* [What you need to do]:
Pictures do not belong in your copy. Repeat all the other data exactly.

* [Given information]:
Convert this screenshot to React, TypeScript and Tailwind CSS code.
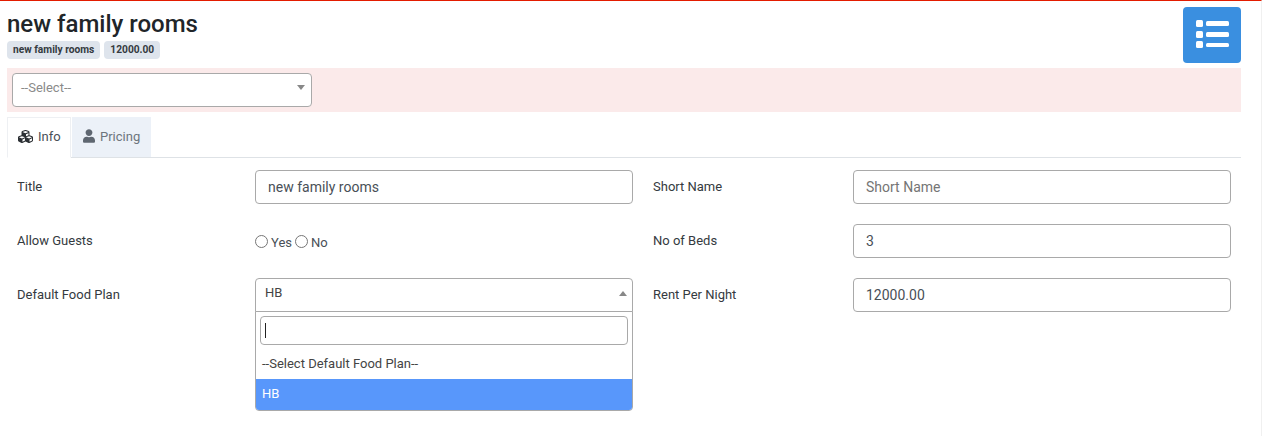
import { FaCubes, FaUser } from "react-icons/fa";

function Field({ label, labelW, value, placeholder }: { label: string; labelW: string; value?: string; placeholder?: string }) {
  return (
    <div className="flex items-center">
      <div className={`${labelW} text-[13px] text-[#343a40]`}>{label}</div>
      <input
        readOnly
        value={value ?? ""}
        placeholder={placeholder}
        className="w-[378px] h-[34px] border border-[#a9a9a9] rounded-[4px] px-3 text-[14px] text-[#495057] bg-white outline-none placeholder:text-[#757575]"
      />
    </div>
  );
}

export default function App() {
  return (
    <div className="w-[1262px] h-[436px] overflow-hidden bg-white border-t border-t-[#e31c00] border-r border-r-[#f0f0f0] font-['Roboto',sans-serif] text-[#212529]">
      <div className="pl-[7px] pr-[20px] pt-[6px]">
        <div className="flex justify-between h-[61px]">
          <div>
            <div className="text-[24px] leading-[34px] font-medium text-[#212529]">new family rooms</div>
            <div className="flex gap-[4px] mt-0">
              <span className="h-[18px] px-[6px] rounded-[4px] bg-[#dee4ec] text-[10.2px] leading-[18px] font-bold text-[#343a40]">new family rooms</span>
              <span className="h-[18px] px-[6px] rounded-[4px] bg-[#dee4ec] text-[10.2px] leading-[18px] font-bold text-[#343a40]">12000.00</span>
            </div>
          </div>
          <div className="w-[58px] h-[56px] rounded-[4px] bg-[#3a8fe0] flex items-center justify-center">
            <svg width="58" height="56" viewBox="0 0 58 56" fill="white">
              <rect x="13" y="13" width="7" height="7" rx="1.5" />
              <rect x="13" y="24" width="7" height="7" rx="1.5" />
              <rect x="13" y="34" width="7" height="7" rx="1.5" />
              <rect x="23" y="14" width="23" height="5" rx="1.5" />
              <rect x="23" y="25" width="23" height="5" rx="1.5" />
              <rect x="23" y="36" width="23" height="4" rx="1.5" />
            </svg>
          </div>
        </div>
        <div className="h-[44px] bg-[#fbeaea] px-[5px] py-[5px]">
          <div className="relative w-[300px] h-[34px] bg-white border border-[#a9a9a9] rounded-[4px] pl-[8px] text-[13px] leading-[27px] text-[#8a8a8a]">
            --Select--
            <span className="absolute right-[6px] top-[11px] w-0 h-0 border-x-[4px] border-x-transparent border-t-[5px] border-t-[#888888]"></span>
          </div>
        </div>
        <div className="flex mt-[5px] h-[41px] border-b border-b-[#dee2e6]">
          <div className="w-[64px] h-[41px] bg-white border border-[#eef0f3] border-b-white flex items-center pl-[10px] pb-[2px] gap-[5px] text-[13px] text-[#495057]">
            <FaCubes className="text-[15px] text-[#2b2f33]" />
            <span>Info</span>
          </div>
          <div className="w-[79px] h-[40px] ml-[1px] bg-[#ecf1f8] flex items-center pl-[11px] gap-[5px] text-[13px] text-[#6c757d]">
            <FaUser className="w-[12px] h-[14px] relative top-[-1px] text-[#5f6771]" />
            <span>Pricing</span>
          </div>
        </div>
        <div className="flex pl-[10px] pt-[12px] gap-[20px]">
          <div className="flex flex-col gap-[20px]">
            <Field label="Title" labelW="w-[238px]" value="new family rooms" />
            <div className="flex items-center h-[34px]">
              <div className="w-[238px] text-[13px] text-[#343a40]">Allow Guests</div>
              <div className="flex items-center text-[13px] text-[#495057]">
                <span className="w-[13px] h-[13px] rounded-full border border-[#767676] bg-white"></span>
                <span className="ml-[3px] mt-[4px]">Yes</span>
                <span className="w-[13px] h-[13px] ml-[3px] rounded-full border border-[#767676] bg-white"></span>
                <span className="ml-[3px] mt-[4px]">No</span>
              </div>
            </div>
            <div className="flex items-center relative">
              <div className="w-[238px] text-[13px] text-[#343a40]">Default Food Plan</div>
              <div className="relative w-[378px] h-[34px] bg-white border border-[#a9a9a9] rounded-t-[4px] pl-[9px] text-[13px] leading-[27px] text-[#444444]">
                HB
                <span className="absolute right-[5px] top-[12px] w-0 h-0 border-x-[4px] border-x-transparent border-b-[5px] border-b-[#888888]"></span>
                <div className="absolute left-[-1px] top-[32px] w-[378px] h-[100px] bg-white border border-[#a9a9a9] rounded-b-[4px] overflow-hidden">
                  <div className="p-[4px] h-[37px]">
                    <div className="h-[29px] border border-[#a9a9a9] rounded-[4px] flex items-center pl-[4px]">
                      <span className="w-[1px] h-[15px] bg-[#222222]"></span>
                    </div>
                  </div>
                  <div className="h-[30px] pl-[6px] text-[13px] leading-[30px] text-[#444444]">--Select Default Food Plan--</div>
                  <div className="h-[31px] pl-[6px] text-[13px] leading-[29px] bg-[#5897fb] text-white">HB</div>
                </div>
              </div>
            </div>
          </div>
          <div className="flex flex-col gap-[20px]">
            <Field label="Short Name" labelW="w-[200px]" placeholder="Short Name" />
            <Field label="No of Beds" labelW="w-[200px]" value="3" />
            <Field label="Rent Per Night" labelW="w-[200px]" value="12000.00" />
          </div>
        </div>
      </div>
    </div>
  );
}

* [Task result]:
Convert this screenshot to React, TypeScript and Tailwind CSS code.
import { FaCubes, FaUser } from "react-icons/fa";

function Field({ label, labelW, value, placeholder }: { label: string; labelW: string; value?: string; placeholder?: string }) {
  return (
    <div className="flex items-center">
      <div className={`${labelW} text-[13px] text-[#343a40]`}>{label}</div>
      <input
        readOnly
        value={value ?? ""}
        placeholder={placeholder}
        className="w-[378px] h-[34px] border border-[#a9a9a9] rounded-[4px] px-3 text-[14px] text-[#495057] bg-white outline-none placeholder:text-[#757575]"
      />
    </div>
  );
}

export default function App() {
  return (
    <div className="w-[1262px] h-[436px] overflow-hidden bg-white border-t border-t-[#e31c00] border-r border-r-[#f0f0f0] font-['Roboto',sans-serif] text-[#212529]">
      <div className="pl-[7px] pr-[20px] pt-[6px]">
        <div className="flex justify-between h-[61px]">
          <div>
            <div className="text-[24px] leading-[34px] font-medium text-[#212529]">new family rooms</div>
            <div className="flex gap-[4px] mt-0">
              <span className="h-[18px] px-[6px] rounded-[4px] bg-[#dee4ec] text-[10.2px] leading-[18px] font-bold text-[#343a40]">new family rooms</span>
              <span className="h-[18px] px-[6px] rounded-[4px] bg-[#dee4ec] text-[10.2px] leading-[18px] font-bold text-[#343a40]">12000.00</span>
            </div>
          </div>
          <div className="w-[58px] h-[56px] rounded-[4px] bg-[#3a8fe0] flex items-center justify-center">
            <svg width="58" height="56" viewBox="0 0 58 56" fill="white">
              <rect x="13" y="13" width="7" height="7" rx="1.5" />
              <rect x="13" y="24" width="7" height="7" rx="1.5" />
              <rect x="13" y="34" width="7" height="7" rx="1.5" />
              <rect x="23" y="14" width="23" height="5" rx="1.5" />
              <rect x="23" y="25" width="23" height="5" rx="1.5" />
              <rect x="23" y="36" width="23" height="4" rx="1.5" />
            </svg>
          </div>
        </div>
        <div className="h-[44px] bg-[#fbeaea] px-[5px] py-[5px]">
          <div className="relative w-[300px] h-[34px] bg-white border border-[#a9a9a9] rounded-[4px] pl-[8px] text-[13px] leading-[27px] text-[#8a8a8a]">
            --Select--
            <span className="absolute right-[6px] top-[11px] w-0 h-0 border-x-[4px] border-x-transparent border-t-[5px] border-t-[#888888]"></span>
          </div>
        </div>
        <div className="flex mt-[5px] h-[41px] border-b border-b-[#dee2e6]">
          <div className="w-[64px] h-[41px] bg-white border border-[#eef0f3] border-b-white flex items-center pl-[10px] pb-[2px] gap-[5px] text-[13px] text-[#495057]">
            <FaCubes className="text-[15px] text-[#2b2f33]" />
            <span>Info</span>
          </div>
          <div className="w-[79px] h-[40px] ml-[1px] bg-[#ecf1f8] flex items-center pl-[11px] gap-[5px] text-[13px] text-[#6c757d]">
            <FaUser className="w-[12px] h-[14px] relative top-[-1px] text-[#5f6771]" />
            <span>Pricing</span>
          </div>
        </div>
        <div className="flex pl-[10px] pt-[12px] gap-[20px]">
          <div className="flex flex-col gap-[20px]">
            <Field label="Title" labelW="w-[238px]" value="new family rooms" />
            <div className="flex items-center h-[34px]">
              <div className="w-[238px] text-[13px] text-[#343a40]">Allow Guests</div>
              <div className="flex items-center text-[13px] text-[#495057]">
                <span className="w-[13px] h-[13px] rounded-full border border-[#767676] bg-white"></span>
                <span className="ml-[3px] mt-[4px]">Yes</span>
                <span className="w-[13px] h-[13px] ml-[3px] rounded-full border border-[#767676] bg-white"></span>
                <span className="ml-[3px] mt-[4px]">No</span>
              </div>
            </div>
            <div className="flex items-center relative">
              <div className="w-[238px] text-[13px] text-[#343a40]">Default Food Plan</div>
              <div className="relative w-[378px] h-[34px] bg-white border border-[#a9a9a9] rounded-t-[4px] pl-[9px] text-[13px] leading-[27px] text-[#444444]">
                HB
                <span className="absolute right-[5px] top-[12px] w-0 h-0 border-x-[4px] border-x-transparent border-b-[5px] border-b-[#888888]"></span>
                <div className="absolute left-[-1px] top-[32px] w-[378px] h-[100px] bg-white border border-[#a9a9a9] rounded-b-[4px] overflow-hidden">
                  <div className="p-[4px] h-[37px]">
                    <div className="h-[29px] border border-[#a9a9a9] rounded-[4px] flex items-center pl-[4px]">
                      <span className="w-[1px] h-[15px] bg-[#222222]"></span>
                    </div>
                  </div>
                  <div className="h-[30px] pl-[6px] text-[13px] leading-[30px] text-[#444444]">--Select Default Food Plan--</div>
                  <div className="h-[31px] pl-[6px] text-[13px] leading-[29px] bg-[#5897fb] text-white">HB</div>
                </div>
              </div>
            </div>
          </div>
          <div className="flex flex-col gap-[20px]">
            <Field label="Short Name" labelW="w-[200px]" placeholder="Short Name" />
            <Field label="No of Beds" labelW="w-[200px]" value="3" />
            <Field label="Rent Per Night" labelW="w-[200px]" value="12000.00" />
          </div>
        </div>
      </div>
    </div>
  );
}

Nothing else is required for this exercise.